As described in Fission Stories #88, workers testing the offgas system at the Perry nuclear plant northeast of Cleveland, Ohio on June 18, 1986, encountered a problem. The test checked the beds of charcoal that reduced the levels of radioactivity in gases being discharged to the environment during normal operation. Workers placed space heaters near the vaults containing the charcoal to warm the charcoal up to the minimum temperature of 150°F specified in the test procedure. There was a lot of charcoal to warm. By the morning of the following day, thermocouples showed the charcoal temperatures to have only risen to 112°F and 126°F. Over the next hour, the indicated temperatures quickly rose to 250°F—the maximum reading on their scales.

An instrument and control technician was dispatched to figure out why these two instruments had failed. The technician hooked a broader scale to the thermocouples and saw them both to be reading over 1,000°F. The technician also observed smoke in the area, which was attributed to insulation smoldering on the wires from the failed thermocouples.

Workers dug into blueprints and equipment manuals trying to figure out what was causing the thermocouples to fail.

The following morning, workers measured a temperature of 254°F on the outer surface of the charcoal vault.
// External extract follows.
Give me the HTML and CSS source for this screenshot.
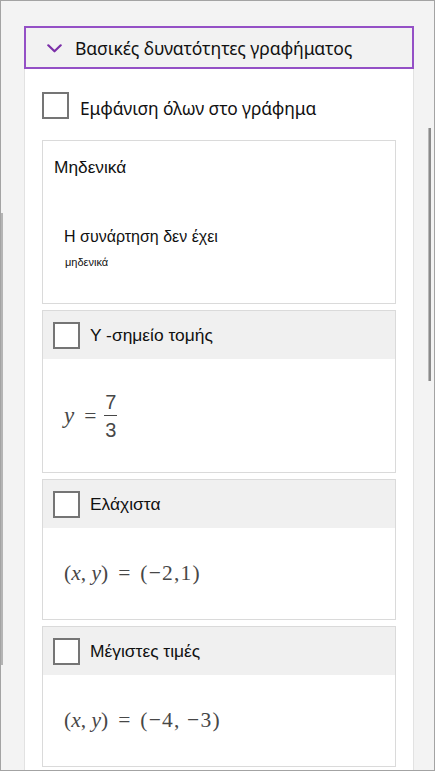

They finally realized that the thermocouples had not failed—the charcoal was burning. They stopped routing air flow through the charcoal beds and began purging them with nitrogen gas to put out the fire.


Fission Stories #137 described a situation facing workers at the Seabrook nuclear plant 13 miles south of Portsmouth, New Hampshire. The reactor’s operating license required the level of water in the cooling tower basin to be at least 42.15 feet above mean sea level. Two different gauges monitored the level and continuously sent level readings to the control room.

On November 2, 2012, the operators in the control room observed that the two instruments showed the water levels to be about a foot apart. Both readings should have been the same, but one instrument showed the water level to be above the minimum allowable level while the second instrument indicated that the level was too low. The operators chose to believe the instrument indicating that the level was too low had failed.

On December 7, 2012, workers determined just the opposite—the instrument showing that there was adequate water level had failed. The operators added water to the basin until the unfailed instrument showed that level was once again above the minimum level.


Workers shut down the Unit 2 reactor at the Millstone nuclear plant in Waterford, Connecticut, on October 3, 2015, to enter a refueling outage. The following morning, the operators turned on the shutdown cooling system to complete cooling down the water circulating through the reactor core to less than 212°F. Shortly after turning on this system, the water level in the pressurizer dropped and the operators encountered problems keeping the water level high enough. The operators assumed the level in the pressurizer dropped due to “shrinkage” as the water temperature decreased.

Actually, the level dropped because a relief valve had opened in the shutdown cooling system and was allowing over 80 gallons per minute of reactor cooling water to flow into the Equipment Drain Storage Tank. Operators checked the water level in the Equipment Drain Storage Tank as a possible reason for the level drop in the pressurizer. But the tank’s water level was indicating -9 percent, below empty.

Actually, the tank’s water level was reading falsely low. It had been 52 percent before the shutdown cooling system was turned on. The flow into the tank from the stuck open relief valve increased the tank’s pressure from about 20 pounds per square inch to over 260 pounds per square inch. The higher pressure pushed down on the float in the water level gauge, causing it to show a falsely low level.

About three hours later, the operators finally realized there was a loss of coolant accident in progress. Within ten minutes, they took the steps necessary to stop the leak. An estimated 16,570 gallons (or about 63 tons) of cooling water leaked from the reactor during that time.

Safety by Intent

Nuclear power plant instruments have failed and falsely indicated problems when conditions were normal. The fail-safe aspect of the reactor protection system has resulted in several automatic reactor shut downs due to instrument failures. For example:

  • Waterford (LA): The reactor automatically shut down on October 3, 2015, due to an indication of reactor cooling problems. Workers determined that a failed resistor on a circuit card caused a false indication of a problem when no such problem actually existed.
  • Hope Creek (NJ): The reactor automatically shut down on September 28, 2015, due to an indication of a reactivity problem. Workers testing the reactor protection system inadvertently introduced a false signal of high pressure in the reactor vessel. Per design, the plant responded to indicated high pressure condition by rapidly shutting down the reactor.

All too often (meaning more, way more, than once), instruments indicating potential problems are dismissed by workers as having failed. The Seabrook incident is a classic example—operators received an indication from one instrument that a safety limit had been violated and an indication from a different instrument showing that the safety limit was being met. More out of convenience than conservatism, they opted to believe the “good news” and reject the “bad news.”

Safety dictates that all indications of potential problems be taken seriously and only dismissed when solid homework shows them to be invalid.


UCS’s Disaster by Design/ Safety by Intent series of blog posts is intended to help readers understand how a seemingly unrelated assortment of minor problems can coalesce to cause disaster and how effective defense-in-depth can lessen both the number of pre-existing problems and the chances they team up.